Monday, January 22, 2007
The Rains Came
Little did we know what was in store that Sunday. My sister and I went to church, came home and ate lunch. It was warm and humid outside. I had few plans beyond possibly taking a nap for a few minutes.
Then one of us looked up and said "I think it's raining..." and the other nodded, vaguely approving.
What we didn't realise was that northern winds had swept air from the monsoon areas up north; as it collided with the cooler winds from the southern oceans, the result was spectacular.
Accompanied by rolls of thunder, the heavens opened and rain bucketed down. Standing at the back door, awe-struck by the sudden change in the climate, I saw that the drain by the back of the house was partly blocked and water was spilling over.
I plunged out into the rain and struggled to clear the drain and prevent the back of the house being flooded. Almost instantly I was soaked to the skin. I had to discard my trousers because they were so heavy they were threatening to fall down around my ankles!
After a few minutes, the water was draining away and the rain had eased just a little. I came back inside and changed. I was so wet I had to take off everything except my glasses and my watch!
My brown suede shoes will never be the same again.
The goose was notable by her absence. She apparently didn't like the rain drumming on the roof and took refuge outside the laundry where conditions were less extreme. A contrast to her behaviour during last week's power cut when I thought she was going to join us in the house.
After the worst of the deluge was over, we drove over to Julie's house to check for any damage there. It was better than we expected, with few problems.
The creek, which had just barely been running that morning, was now a raging torrent. Julie (above) tried to get some pictures of it, but it wasn't easy. "That rock in the middle of the water looks like a loaf of bread surrounded by snow," she sniffed after looking at the snaps.
The next morning I inspected the boxes on the front and back porches for signs of water damage. Half a dozen books had to be thrown out; the rest seemed all right. The carton of Country Life magazines was more of a dilemma. The top half were OK, the bottom half were slightly damp along the edge with a couple on the bottom completely sodden.

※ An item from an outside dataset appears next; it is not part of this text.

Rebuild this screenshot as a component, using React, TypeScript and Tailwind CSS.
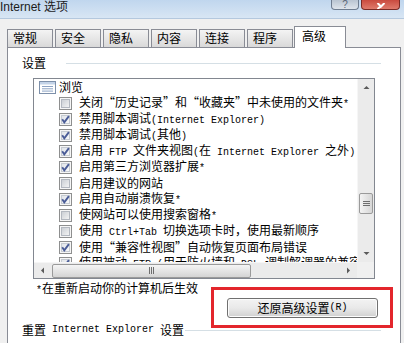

I was less disturbed than I would have been once. In the last couple of years I've digested the fact that I simply have more books and magazines in the house than I'll be able to read during the remaining years of my life. OK, I do still have some volumes I would be very upset to lose, but I no longer feel the urge to buy as many books as possible wherever I go.
HISTORIC QUOTE OF THE WEEK:
As the free world grows stronger, more united, more attractive to men on both sides of the Iron Curtain--and as the Soviet hopes for easy expansion are blocked--then there will have to come a time of change in the Soviet world. Nobody can say for sure when that is going to be, or exactly how it will come about, whether by revolution, or trouble in the satellite states, or by a change inside the Kremlin.
Whether the Communist rulers shift their policies of their own free will--or whether the change comes about in some other way -- I have not a doubt in the world that a change will occur.
Harry Truman's farewell speech in 1953, showing remarkable good sense.